# Recorded data start
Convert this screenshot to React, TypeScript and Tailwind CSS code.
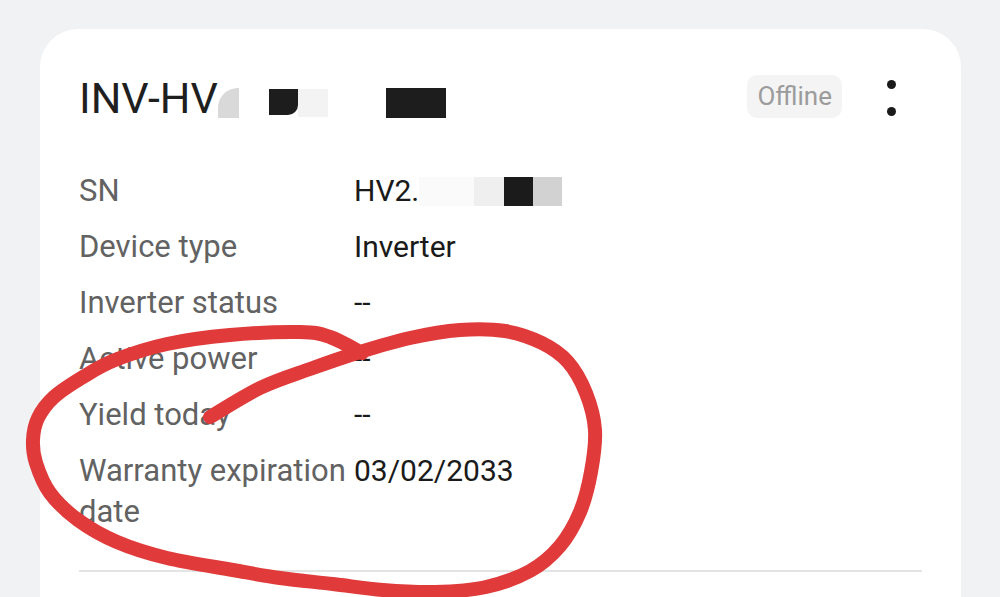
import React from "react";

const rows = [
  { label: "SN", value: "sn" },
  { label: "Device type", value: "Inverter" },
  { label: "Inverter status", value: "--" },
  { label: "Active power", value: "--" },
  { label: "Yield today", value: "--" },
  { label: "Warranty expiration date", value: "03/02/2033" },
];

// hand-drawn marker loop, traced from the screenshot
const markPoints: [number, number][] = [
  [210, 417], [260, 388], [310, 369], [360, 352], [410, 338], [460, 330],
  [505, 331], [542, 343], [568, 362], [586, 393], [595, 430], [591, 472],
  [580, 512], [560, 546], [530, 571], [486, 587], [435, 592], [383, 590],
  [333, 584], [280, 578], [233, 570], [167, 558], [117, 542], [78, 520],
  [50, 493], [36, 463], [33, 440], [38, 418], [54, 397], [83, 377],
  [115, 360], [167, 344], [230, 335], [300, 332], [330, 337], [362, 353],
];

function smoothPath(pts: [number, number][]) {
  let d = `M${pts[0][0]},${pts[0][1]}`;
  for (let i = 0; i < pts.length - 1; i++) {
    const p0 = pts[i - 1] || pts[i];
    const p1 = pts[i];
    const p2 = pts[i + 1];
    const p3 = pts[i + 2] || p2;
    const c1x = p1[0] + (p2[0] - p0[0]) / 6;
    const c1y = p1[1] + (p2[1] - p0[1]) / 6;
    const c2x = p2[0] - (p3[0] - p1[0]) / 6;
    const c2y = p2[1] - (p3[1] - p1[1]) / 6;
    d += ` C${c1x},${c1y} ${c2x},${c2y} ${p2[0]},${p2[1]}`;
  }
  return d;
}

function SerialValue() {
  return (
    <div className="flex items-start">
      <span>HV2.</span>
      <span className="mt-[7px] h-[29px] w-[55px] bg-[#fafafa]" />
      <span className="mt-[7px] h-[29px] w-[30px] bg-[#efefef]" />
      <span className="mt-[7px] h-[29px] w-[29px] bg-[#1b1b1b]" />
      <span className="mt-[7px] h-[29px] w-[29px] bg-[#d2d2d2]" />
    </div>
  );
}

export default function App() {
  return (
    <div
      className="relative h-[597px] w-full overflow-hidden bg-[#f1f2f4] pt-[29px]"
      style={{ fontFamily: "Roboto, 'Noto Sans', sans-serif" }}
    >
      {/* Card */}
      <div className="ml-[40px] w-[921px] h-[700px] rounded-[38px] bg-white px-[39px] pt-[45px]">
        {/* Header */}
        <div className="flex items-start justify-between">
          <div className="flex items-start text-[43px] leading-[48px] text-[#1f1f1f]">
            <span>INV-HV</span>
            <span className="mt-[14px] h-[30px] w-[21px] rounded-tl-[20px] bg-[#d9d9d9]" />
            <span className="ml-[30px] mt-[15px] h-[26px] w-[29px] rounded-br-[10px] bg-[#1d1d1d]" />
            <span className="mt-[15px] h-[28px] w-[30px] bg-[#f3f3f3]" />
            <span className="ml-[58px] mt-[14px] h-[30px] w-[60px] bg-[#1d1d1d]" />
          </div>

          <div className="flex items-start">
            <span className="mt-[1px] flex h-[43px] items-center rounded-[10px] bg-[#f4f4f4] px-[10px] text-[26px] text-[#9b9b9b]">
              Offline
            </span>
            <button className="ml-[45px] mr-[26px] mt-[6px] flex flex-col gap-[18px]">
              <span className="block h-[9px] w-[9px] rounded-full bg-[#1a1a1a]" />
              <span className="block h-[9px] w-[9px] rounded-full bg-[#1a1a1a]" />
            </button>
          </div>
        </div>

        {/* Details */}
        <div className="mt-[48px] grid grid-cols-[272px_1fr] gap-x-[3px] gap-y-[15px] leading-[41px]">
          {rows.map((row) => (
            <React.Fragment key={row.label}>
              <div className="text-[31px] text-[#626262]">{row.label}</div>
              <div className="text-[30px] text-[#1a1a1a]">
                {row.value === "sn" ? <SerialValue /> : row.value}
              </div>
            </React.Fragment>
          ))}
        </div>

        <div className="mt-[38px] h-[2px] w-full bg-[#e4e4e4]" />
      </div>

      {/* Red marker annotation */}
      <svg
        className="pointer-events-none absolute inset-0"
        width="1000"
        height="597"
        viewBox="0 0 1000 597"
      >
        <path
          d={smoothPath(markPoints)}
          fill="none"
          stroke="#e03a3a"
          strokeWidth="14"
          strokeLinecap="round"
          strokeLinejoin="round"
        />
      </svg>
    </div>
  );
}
# Recorded data end
§ Given exercise
Transcribe the material as is, with images omitted.

§ Answer to the problem
Convert this screenshot to React, TypeScript and Tailwind CSS code.
import React from "react";

const rows = [
  { label: "SN", value: "sn" },
  { label: "Device type", value: "Inverter" },
  { label: "Inverter status", value: "--" },
  { label: "Active power", value: "--" },
  { label: "Yield today", value: "--" },
  { label: "Warranty expiration date", value: "03/02/2033" },
];

// hand-drawn marker loop, traced from the screenshot
const markPoints: [number, number][] = [
  [210, 417], [260, 388], [310, 369], [360, 352], [410, 338], [460, 330],
  [505, 331], [542, 343], [568, 362], [586, 393], [595, 430], [591, 472],
  [580, 512], [560, 546], [530, 571], [486, 587], [435, 592], [383, 590],
  [333, 584], [280, 578], [233, 570], [167, 558], [117, 542], [78, 520],
  [50, 493], [36, 463], [33, 440], [38, 418], [54, 397], [83, 377],
  [115, 360], [167, 344], [230, 335], [300, 332], [330, 337], [362, 353],
];

function smoothPath(pts: [number, number][]) {
  let d = `M${pts[0][0]},${pts[0][1]}`;
  for (let i = 0; i < pts.length - 1; i++) {
    const p0 = pts[i - 1] || pts[i];
    const p1 = pts[i];
    const p2 = pts[i + 1];
    const p3 = pts[i + 2] || p2;
    const c1x = p1[0] + (p2[0] - p0[0]) / 6;
    const c1y = p1[1] + (p2[1] - p0[1]) / 6;
    const c2x = p2[0] - (p3[0] - p1[0]) / 6;
    const c2y = p2[1] - (p3[1] - p1[1]) / 6;
    d += ` C${c1x},${c1y} ${c2x},${c2y} ${p2[0]},${p2[1]}`;
  }
  return d;
}

function SerialValue() {
  return (
    <div className="flex items-start">
      <span>HV2.</span>
      <span className="mt-[7px] h-[29px] w-[55px] bg-[#fafafa]" />
      <span className="mt-[7px] h-[29px] w-[30px] bg-[#efefef]" />
      <span className="mt-[7px] h-[29px] w-[29px] bg-[#1b1b1b]" />
      <span className="mt-[7px] h-[29px] w-[29px] bg-[#d2d2d2]" />
    </div>
  );
}

export default function App() {
  return (
    <div
      className="relative h-[597px] w-full overflow-hidden bg-[#f1f2f4] pt-[29px]"
      style={{ fontFamily: "Roboto, 'Noto Sans', sans-serif" }}
    >
      {/* Card */}
      <div className="ml-[40px] w-[921px] h-[700px] rounded-[38px] bg-white px-[39px] pt-[45px]">
        {/* Header */}
        <div className="flex items-start justify-between">
          <div className="flex items-start text-[43px] leading-[48px] text-[#1f1f1f]">
            <span>INV-HV</span>
            <span className="mt-[14px] h-[30px] w-[21px] rounded-tl-[20px] bg-[#d9d9d9]" />
            <span className="ml-[30px] mt-[15px] h-[26px] w-[29px] rounded-br-[10px] bg-[#1d1d1d]" />
            <span className="mt-[15px] h-[28px] w-[30px] bg-[#f3f3f3]" />
            <span className="ml-[58px] mt-[14px] h-[30px] w-[60px] bg-[#1d1d1d]" />
          </div>

          <div className="flex items-start">
            <span className="mt-[1px] flex h-[43px] items-center rounded-[10px] bg-[#f4f4f4] px-[10px] text-[26px] text-[#9b9b9b]">
              Offline
            </span>
            <button className="ml-[45px] mr-[26px] mt-[6px] flex flex-col gap-[18px]">
              <span className="block h-[9px] w-[9px] rounded-full bg-[#1a1a1a]" />
              <span className="block h-[9px] w-[9px] rounded-full bg-[#1a1a1a]" />
            </button>
          </div>
        </div>

        {/* Details */}
        <div className="mt-[48px] grid grid-cols-[272px_1fr] gap-x-[3px] gap-y-[15px] leading-[41px]">
          {rows.map((row) => (
            <React.Fragment key={row.label}>
              <div className="text-[31px] text-[#626262]">{row.label}</div>
              <div className="text-[30px] text-[#1a1a1a]">
                {row.value === "sn" ? <SerialValue /> : row.value}
              </div>
            </React.Fragment>
          ))}
        </div>

        <div className="mt-[38px] h-[2px] w-full bg-[#e4e4e4]" />
      </div>

      {/* Red marker annotation */}
      <svg
        className="pointer-events-none absolute inset-0"
        width="1000"
        height="597"
        viewBox="0 0 1000 597"
      >
        <path
          d={smoothPath(markPoints)}
          fill="none"
          stroke="#e03a3a"
          strokeWidth="14"
          strokeLinecap="round"
          strokeLinejoin="round"
        />
      </svg>
    </div>
  );
}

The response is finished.